### What the exercise asks
From the listing that follows, output everything exactly except the pictures.

[START Given material]

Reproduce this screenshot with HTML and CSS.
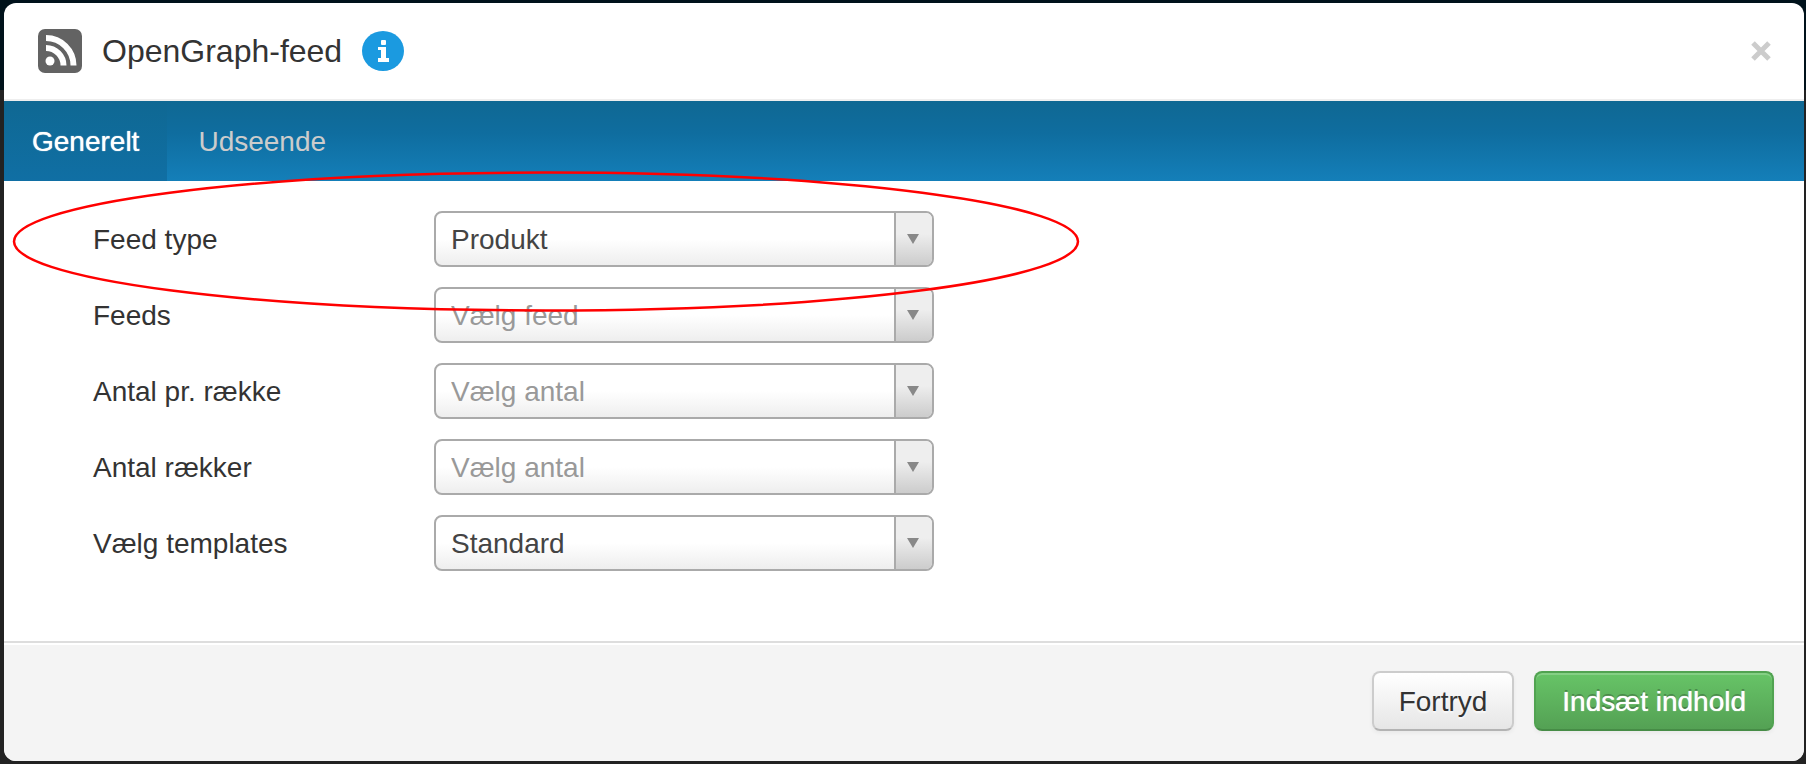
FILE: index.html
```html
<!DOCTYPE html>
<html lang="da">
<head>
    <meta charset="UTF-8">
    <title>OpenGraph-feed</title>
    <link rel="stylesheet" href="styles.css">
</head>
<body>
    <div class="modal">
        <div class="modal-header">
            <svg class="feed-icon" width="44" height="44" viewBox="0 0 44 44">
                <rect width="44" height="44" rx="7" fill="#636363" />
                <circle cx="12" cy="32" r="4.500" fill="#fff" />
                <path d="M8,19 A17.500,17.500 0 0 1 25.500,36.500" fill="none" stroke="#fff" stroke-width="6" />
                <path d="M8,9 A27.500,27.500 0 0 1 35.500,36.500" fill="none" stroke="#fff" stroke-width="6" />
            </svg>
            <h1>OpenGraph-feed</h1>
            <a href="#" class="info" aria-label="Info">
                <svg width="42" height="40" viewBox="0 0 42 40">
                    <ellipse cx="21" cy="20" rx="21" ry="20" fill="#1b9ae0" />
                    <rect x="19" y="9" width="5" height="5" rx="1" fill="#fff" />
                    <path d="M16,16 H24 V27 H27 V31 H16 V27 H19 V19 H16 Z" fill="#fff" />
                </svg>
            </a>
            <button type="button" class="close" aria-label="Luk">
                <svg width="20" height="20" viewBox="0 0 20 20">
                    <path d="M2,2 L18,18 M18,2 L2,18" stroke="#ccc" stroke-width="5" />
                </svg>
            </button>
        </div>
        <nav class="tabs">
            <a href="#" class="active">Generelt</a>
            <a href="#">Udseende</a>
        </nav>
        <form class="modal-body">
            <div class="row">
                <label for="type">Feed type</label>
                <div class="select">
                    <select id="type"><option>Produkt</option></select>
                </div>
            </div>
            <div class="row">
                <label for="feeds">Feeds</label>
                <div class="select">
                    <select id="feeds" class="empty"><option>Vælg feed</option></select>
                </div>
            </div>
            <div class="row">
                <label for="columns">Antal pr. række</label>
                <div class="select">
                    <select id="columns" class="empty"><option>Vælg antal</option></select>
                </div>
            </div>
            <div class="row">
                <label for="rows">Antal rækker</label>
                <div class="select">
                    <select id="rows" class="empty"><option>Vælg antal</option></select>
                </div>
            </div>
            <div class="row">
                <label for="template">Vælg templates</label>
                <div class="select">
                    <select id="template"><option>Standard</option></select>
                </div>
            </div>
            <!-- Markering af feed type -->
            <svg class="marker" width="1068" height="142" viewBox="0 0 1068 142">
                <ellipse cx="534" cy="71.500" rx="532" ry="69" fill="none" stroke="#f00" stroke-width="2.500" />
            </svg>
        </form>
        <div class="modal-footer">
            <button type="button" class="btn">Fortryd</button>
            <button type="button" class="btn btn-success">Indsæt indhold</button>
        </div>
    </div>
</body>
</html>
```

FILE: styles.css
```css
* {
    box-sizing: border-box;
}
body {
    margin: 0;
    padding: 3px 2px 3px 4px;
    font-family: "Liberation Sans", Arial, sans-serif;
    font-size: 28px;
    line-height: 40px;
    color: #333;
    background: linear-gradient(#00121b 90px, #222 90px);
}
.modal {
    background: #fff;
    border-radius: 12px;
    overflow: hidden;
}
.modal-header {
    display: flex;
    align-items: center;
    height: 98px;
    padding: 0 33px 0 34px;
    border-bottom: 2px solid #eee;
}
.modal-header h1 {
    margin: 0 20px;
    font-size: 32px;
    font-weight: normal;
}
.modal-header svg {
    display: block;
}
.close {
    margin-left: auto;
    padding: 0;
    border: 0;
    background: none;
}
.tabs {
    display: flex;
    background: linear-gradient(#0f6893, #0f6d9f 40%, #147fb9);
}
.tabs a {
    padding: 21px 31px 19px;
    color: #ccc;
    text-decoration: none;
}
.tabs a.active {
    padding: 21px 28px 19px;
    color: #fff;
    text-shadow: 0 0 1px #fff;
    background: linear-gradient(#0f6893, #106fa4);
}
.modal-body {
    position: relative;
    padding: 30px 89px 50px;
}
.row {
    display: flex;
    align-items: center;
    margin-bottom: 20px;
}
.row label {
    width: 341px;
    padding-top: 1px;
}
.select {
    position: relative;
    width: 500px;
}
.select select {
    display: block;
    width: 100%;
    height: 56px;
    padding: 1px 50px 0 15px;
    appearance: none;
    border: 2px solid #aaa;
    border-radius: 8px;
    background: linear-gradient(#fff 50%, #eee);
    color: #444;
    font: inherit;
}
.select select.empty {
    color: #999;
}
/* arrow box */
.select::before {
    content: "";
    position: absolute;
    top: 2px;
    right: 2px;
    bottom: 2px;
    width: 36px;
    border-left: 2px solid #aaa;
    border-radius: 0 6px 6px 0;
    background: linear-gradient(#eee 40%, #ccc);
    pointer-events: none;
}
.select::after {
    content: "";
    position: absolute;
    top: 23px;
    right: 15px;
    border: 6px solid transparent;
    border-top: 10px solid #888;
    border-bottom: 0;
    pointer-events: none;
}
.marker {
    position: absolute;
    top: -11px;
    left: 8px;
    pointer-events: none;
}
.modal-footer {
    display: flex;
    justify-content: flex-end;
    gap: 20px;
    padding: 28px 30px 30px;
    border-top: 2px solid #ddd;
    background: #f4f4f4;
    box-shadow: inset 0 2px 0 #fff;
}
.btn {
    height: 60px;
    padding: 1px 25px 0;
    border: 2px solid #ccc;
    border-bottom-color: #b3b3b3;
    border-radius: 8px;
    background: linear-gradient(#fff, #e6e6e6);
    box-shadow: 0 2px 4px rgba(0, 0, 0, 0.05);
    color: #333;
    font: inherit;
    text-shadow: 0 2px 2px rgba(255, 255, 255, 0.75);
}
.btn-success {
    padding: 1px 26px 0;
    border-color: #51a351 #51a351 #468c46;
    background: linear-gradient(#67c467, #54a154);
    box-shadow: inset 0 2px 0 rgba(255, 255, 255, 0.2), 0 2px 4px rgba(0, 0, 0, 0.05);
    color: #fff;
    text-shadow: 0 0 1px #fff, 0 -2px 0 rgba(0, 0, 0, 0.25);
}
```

[END Given material]

### Output
Reproduce this screenshot with HTML and CSS.
FILE: index.html
```html
<!DOCTYPE html>
<html lang="da">
<head>
    <meta charset="UTF-8">
    <title>OpenGraph-feed</title>
    <link rel="stylesheet" href="styles.css">
</head>
<body>
    <div class="modal">
        <div class="modal-header">
            <svg class="feed-icon" width="44" height="44" viewBox="0 0 44 44">
                <rect width="44" height="44" rx="7" fill="#636363" />
                <circle cx="12" cy="32" r="4.500" fill="#fff" />
                <path d="M8,19 A17.500,17.500 0 0 1 25.500,36.500" fill="none" stroke="#fff" stroke-width="6" />
                <path d="M8,9 A27.500,27.500 0 0 1 35.500,36.500" fill="none" stroke="#fff" stroke-width="6" />
            </svg>
            <h1>OpenGraph-feed</h1>
            <a href="#" class="info" aria-label="Info">
                <svg width="42" height="40" viewBox="0 0 42 40">
                    <ellipse cx="21" cy="20" rx="21" ry="20" fill="#1b9ae0" />
                    <rect x="19" y="9" width="5" height="5" rx="1" fill="#fff" />
                    <path d="M16,16 H24 V27 H27 V31 H16 V27 H19 V19 H16 Z" fill="#fff" />
                </svg>
            </a>
            <button type="button" class="close" aria-label="Luk">
                <svg width="20" height="20" viewBox="0 0 20 20">
                    <path d="M2,2 L18,18 M18,2 L2,18" stroke="#ccc" stroke-width="5" />
                </svg>
            </button>
        </div>
        <nav class="tabs">
            <a href="#" class="active">Generelt</a>
            <a href="#">Udseende</a>
        </nav>
        <form class="modal-body">
            <div class="row">
                <label for="type">Feed type</label>
                <div class="select">
                    <select id="type"><option>Produkt</option></select>
                </div>
            </div>
            <div class="row">
                <label for="feeds">Feeds</label>
                <div class="select">
                    <select id="feeds" class="empty"><option>Vælg feed</option></select>
                </div>
            </div>
            <div class="row">
                <label for="columns">Antal pr. række</label>
                <div class="select">
                    <select id="columns" class="empty"><option>Vælg antal</option></select>
                </div>
            </div>
            <div class="row">
                <label for="rows">Antal rækker</label>
                <div class="select">
                    <select id="rows" class="empty"><option>Vælg antal</option></select>
                </div>
            </div>
            <div class="row">
                <label for="template">Vælg templates</label>
                <div class="select">
                    <select id="template"><option>Standard</option></select>
                </div>
            </div>
            <!-- Markering af feed type -->
            <svg class="marker" width="1068" height="142" viewBox="0 0 1068 142">
                <ellipse cx="534" cy="71.500" rx="532" ry="69" fill="none" stroke="#f00" stroke-width="2.500" />
            </svg>
        </form>
        <div class="modal-footer">
            <button type="button" class="btn">Fortryd</button>
            <button type="button" class="btn btn-success">Indsæt indhold</button>
        </div>
    </div>
</body>
</html>
```

FILE: styles.css
```css
* {
    box-sizing: border-box;
}
body {
    margin: 0;
    padding: 3px 2px 3px 4px;
    font-family: "Liberation Sans", Arial, sans-serif;
    font-size: 28px;
    line-height: 40px;
    color: #333;
    background: linear-gradient(#00121b 90px, #222 90px);
}
.modal {
    background: #fff;
    border-radius: 12px;
    overflow: hidden;
}
.modal-header {
    display: flex;
    align-items: center;
    height: 98px;
    padding: 0 33px 0 34px;
    border-bottom: 2px solid #eee;
}
.modal-header h1 {
    margin: 0 20px;
    font-size: 32px;
    font-weight: normal;
}
.modal-header svg {
    display: block;
}
.close {
    margin-left: auto;
    padding: 0;
    border: 0;
    background: none;
}
.tabs {
    display: flex;
    background: linear-gradient(#0f6893, #0f6d9f 40%, #147fb9);
}
.tabs a {
    padding: 21px 31px 19px;
    color: #ccc;
    text-decoration: none;
}
.tabs a.active {
    padding: 21px 28px 19px;
    color: #fff;
    text-shadow: 0 0 1px #fff;
    background: linear-gradient(#0f6893, #106fa4);
}
.modal-body {
    position: relative;
    padding: 30px 89px 50px;
}
.row {
    display: flex;
    align-items: center;
    margin-bottom: 20px;
}
.row label {
    width: 341px;
    padding-top: 1px;
}
.select {
    position: relative;
    width: 500px;
}
.select select {
    display: block;
    width: 100%;
    height: 56px;
    padding: 1px 50px 0 15px;
    appearance: none;
    border: 2px solid #aaa;
    border-radius: 8px;
    background: linear-gradient(#fff 50%, #eee);
    color: #444;
    font: inherit;
}
.select select.empty {
    color: #999;
}
/* arrow box */
.select::before {
    content: "";
    position: absolute;
    top: 2px;
    right: 2px;
    bottom: 2px;
    width: 36px;
    border-left: 2px solid #aaa;
    border-radius: 0 6px 6px 0;
    background: linear-gradient(#eee 40%, #ccc);
    pointer-events: none;
}
.select::after {
    content: "";
    position: absolute;
    top: 23px;
    right: 15px;
    border: 6px solid transparent;
    border-top: 10px solid #888;
    border-bottom: 0;
    pointer-events: none;
}
.marker {
    position: absolute;
    top: -11px;
    left: 8px;
    pointer-events: none;
}
.modal-footer {
    display: flex;
    justify-content: flex-end;
    gap: 20px;
    padding: 28px 30px 30px;
    border-top: 2px solid #ddd;
    background: #f4f4f4;
    box-shadow: inset 0 2px 0 #fff;
}
.btn {
    height: 60px;
    padding: 1px 25px 0;
    border: 2px solid #ccc;
    border-bottom-color: #b3b3b3;
    border-radius: 8px;
    background: linear-gradient(#fff, #e6e6e6);
    box-shadow: 0 2px 4px rgba(0, 0, 0, 0.05);
    color: #333;
    font: inherit;
    text-shadow: 0 2px 2px rgba(255, 255, 255, 0.75);
}
.btn-success {
    padding: 1px 26px 0;
    border-color: #51a351 #51a351 #468c46;
    background: linear-gradient(#67c467, #54a154);
    box-shadow: inset 0 2px 0 rgba(255, 255, 255, 0.2), 0 2px 4px rgba(0, 0, 0, 0.05);
    color: #fff;
    text-shadow: 0 0 1px #fff, 0 -2px 0 rgba(0, 0, 0, 0.25);
}
```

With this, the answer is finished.